_Entries supplied_:
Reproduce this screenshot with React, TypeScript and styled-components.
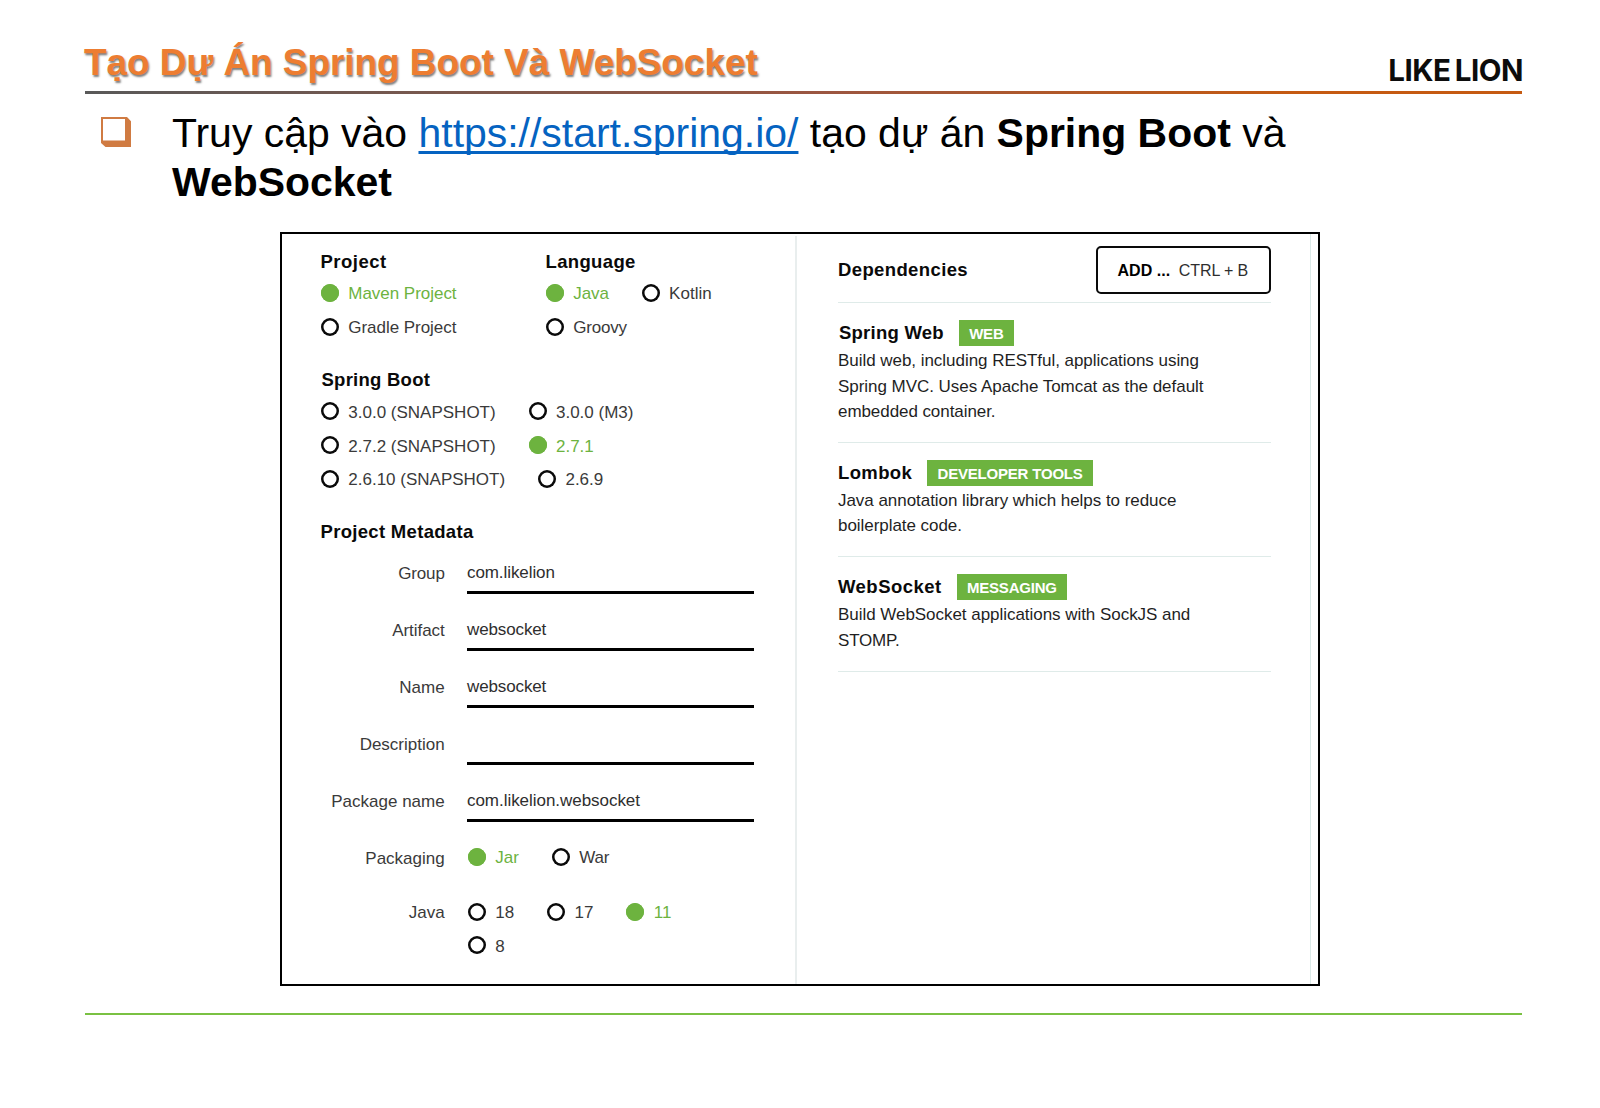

==

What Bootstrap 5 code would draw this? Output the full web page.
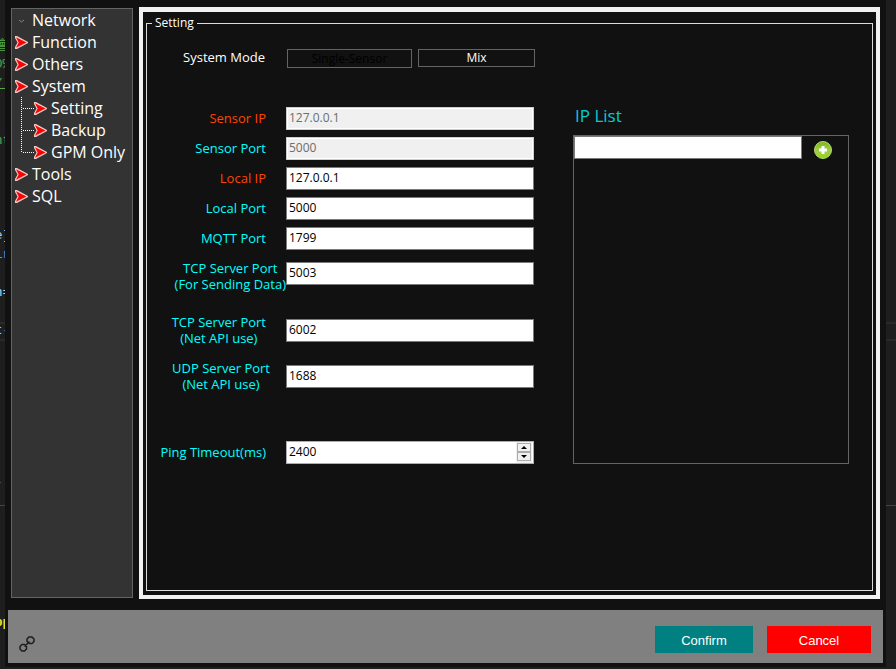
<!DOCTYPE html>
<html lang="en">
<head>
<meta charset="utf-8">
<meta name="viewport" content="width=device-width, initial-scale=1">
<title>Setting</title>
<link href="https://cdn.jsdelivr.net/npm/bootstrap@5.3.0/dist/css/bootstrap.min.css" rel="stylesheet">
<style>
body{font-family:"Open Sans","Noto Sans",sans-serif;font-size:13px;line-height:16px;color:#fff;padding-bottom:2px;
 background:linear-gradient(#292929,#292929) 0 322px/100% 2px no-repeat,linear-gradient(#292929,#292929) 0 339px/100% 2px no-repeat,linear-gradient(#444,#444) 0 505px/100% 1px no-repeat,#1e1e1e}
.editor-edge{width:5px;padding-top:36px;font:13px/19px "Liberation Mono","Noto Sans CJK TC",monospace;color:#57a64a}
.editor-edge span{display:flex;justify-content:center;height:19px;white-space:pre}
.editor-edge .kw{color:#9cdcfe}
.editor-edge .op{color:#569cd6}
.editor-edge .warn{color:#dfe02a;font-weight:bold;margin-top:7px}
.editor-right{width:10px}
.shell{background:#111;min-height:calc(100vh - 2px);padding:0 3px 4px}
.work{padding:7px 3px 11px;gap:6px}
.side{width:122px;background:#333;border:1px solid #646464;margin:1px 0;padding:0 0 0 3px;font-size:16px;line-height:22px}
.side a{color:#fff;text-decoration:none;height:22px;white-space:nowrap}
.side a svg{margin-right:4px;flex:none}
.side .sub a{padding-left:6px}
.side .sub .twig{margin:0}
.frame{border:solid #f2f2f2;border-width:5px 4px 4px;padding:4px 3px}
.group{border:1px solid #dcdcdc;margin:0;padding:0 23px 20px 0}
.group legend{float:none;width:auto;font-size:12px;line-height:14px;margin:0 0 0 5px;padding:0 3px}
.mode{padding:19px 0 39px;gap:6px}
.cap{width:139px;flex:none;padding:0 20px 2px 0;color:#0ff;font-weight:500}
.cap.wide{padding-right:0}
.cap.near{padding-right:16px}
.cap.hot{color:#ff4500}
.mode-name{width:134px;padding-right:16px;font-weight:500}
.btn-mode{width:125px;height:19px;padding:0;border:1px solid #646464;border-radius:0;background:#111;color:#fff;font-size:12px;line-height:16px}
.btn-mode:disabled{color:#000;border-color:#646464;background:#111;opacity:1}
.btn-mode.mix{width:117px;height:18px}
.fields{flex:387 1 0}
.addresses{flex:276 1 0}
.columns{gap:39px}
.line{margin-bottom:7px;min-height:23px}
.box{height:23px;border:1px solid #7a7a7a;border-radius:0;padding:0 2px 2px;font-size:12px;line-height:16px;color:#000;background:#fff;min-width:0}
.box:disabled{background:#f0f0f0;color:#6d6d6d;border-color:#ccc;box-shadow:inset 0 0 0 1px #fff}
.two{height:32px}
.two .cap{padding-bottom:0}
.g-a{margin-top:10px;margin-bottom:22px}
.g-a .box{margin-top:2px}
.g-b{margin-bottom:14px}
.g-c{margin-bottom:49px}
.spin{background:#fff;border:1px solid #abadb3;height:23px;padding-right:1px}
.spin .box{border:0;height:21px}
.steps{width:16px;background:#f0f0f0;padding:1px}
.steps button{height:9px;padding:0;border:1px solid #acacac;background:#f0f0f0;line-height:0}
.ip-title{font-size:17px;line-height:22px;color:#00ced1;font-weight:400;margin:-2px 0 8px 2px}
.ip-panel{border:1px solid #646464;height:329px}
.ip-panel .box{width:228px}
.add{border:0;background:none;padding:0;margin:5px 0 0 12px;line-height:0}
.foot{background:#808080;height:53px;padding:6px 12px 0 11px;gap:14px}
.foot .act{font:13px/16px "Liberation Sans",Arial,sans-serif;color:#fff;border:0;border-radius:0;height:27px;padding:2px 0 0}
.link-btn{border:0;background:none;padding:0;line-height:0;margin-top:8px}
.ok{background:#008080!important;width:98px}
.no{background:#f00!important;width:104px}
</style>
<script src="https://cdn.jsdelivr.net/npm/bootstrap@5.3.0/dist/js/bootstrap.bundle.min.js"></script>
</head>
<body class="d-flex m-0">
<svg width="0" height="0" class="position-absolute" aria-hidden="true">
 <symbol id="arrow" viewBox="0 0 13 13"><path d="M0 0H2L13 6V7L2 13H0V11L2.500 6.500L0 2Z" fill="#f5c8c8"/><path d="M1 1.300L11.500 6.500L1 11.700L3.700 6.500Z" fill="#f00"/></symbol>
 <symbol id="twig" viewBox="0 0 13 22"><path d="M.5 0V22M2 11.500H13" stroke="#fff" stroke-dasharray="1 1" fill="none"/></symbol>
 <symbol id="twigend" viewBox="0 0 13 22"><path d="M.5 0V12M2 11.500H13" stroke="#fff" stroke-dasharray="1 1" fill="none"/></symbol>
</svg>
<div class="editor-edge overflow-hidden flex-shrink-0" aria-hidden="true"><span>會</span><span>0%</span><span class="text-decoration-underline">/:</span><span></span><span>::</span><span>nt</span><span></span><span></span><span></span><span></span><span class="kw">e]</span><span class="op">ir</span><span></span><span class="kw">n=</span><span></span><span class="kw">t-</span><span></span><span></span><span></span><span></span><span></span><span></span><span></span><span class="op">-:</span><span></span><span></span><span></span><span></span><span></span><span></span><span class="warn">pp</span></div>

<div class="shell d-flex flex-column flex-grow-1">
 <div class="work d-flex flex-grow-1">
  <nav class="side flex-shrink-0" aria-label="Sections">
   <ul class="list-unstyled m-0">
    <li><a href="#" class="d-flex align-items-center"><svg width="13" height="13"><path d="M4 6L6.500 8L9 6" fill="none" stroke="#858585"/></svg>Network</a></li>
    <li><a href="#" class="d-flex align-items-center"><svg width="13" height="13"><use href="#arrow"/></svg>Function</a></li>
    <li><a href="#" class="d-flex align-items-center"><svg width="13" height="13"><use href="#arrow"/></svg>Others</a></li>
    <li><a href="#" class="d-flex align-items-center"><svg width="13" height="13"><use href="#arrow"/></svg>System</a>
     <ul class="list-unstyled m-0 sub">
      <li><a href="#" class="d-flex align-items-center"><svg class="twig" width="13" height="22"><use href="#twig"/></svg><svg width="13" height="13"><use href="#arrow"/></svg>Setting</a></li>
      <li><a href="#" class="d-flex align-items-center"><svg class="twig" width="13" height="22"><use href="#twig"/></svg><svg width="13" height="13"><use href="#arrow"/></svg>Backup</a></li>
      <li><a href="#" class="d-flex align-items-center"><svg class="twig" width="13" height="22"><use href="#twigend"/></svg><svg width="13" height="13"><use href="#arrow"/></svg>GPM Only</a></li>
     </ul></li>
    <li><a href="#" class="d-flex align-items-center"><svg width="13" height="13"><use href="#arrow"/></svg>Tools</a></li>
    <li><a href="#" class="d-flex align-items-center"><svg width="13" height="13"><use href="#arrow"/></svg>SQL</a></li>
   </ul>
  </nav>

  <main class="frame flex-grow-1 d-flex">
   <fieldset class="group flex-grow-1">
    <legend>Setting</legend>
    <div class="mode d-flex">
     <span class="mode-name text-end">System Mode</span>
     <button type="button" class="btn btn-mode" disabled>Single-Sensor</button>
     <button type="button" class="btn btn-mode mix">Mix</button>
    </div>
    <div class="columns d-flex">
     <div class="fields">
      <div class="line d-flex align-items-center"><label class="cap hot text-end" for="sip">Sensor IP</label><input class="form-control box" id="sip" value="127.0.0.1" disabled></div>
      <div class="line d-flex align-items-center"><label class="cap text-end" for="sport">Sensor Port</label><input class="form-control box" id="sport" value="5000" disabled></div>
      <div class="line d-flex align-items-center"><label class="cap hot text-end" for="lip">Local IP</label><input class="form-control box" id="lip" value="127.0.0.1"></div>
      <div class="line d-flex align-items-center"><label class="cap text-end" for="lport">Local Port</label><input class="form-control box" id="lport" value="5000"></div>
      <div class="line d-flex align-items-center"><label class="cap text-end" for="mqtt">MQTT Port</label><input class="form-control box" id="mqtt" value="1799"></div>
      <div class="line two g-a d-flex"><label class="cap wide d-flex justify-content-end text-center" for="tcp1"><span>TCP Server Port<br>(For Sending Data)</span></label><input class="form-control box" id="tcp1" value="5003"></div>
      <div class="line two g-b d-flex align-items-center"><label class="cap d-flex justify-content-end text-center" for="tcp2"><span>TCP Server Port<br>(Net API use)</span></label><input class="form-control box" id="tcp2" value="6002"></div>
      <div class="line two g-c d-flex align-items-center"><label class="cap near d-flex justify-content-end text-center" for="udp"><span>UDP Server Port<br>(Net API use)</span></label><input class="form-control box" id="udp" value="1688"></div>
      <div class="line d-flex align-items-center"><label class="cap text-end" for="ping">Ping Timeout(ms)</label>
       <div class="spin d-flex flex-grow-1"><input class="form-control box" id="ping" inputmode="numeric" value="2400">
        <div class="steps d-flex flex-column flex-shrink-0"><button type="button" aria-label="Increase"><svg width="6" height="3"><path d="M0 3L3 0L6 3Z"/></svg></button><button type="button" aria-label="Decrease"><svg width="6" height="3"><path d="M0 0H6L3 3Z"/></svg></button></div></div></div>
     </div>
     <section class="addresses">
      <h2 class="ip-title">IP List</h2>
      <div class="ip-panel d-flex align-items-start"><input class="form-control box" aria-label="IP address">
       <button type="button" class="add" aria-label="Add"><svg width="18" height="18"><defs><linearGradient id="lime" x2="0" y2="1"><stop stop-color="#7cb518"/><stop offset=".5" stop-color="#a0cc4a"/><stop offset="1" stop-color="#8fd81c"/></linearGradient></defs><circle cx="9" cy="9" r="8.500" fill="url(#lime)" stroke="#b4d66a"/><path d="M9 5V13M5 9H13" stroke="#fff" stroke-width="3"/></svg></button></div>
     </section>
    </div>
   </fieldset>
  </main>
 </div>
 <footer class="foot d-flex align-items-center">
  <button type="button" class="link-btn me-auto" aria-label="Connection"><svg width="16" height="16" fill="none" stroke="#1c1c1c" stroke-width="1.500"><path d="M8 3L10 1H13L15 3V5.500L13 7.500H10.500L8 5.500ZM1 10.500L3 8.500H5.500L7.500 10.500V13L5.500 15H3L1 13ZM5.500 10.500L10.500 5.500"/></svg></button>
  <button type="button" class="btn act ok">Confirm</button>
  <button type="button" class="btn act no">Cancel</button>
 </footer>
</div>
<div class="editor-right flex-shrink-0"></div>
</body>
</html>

_The request_: Scan the material above. Copy each line that holds the word "this".

_The response_:
Reproduce this screenshot with React, TypeScript and styled-components.
What Bootstrap 5 code would draw this? Output the full web page.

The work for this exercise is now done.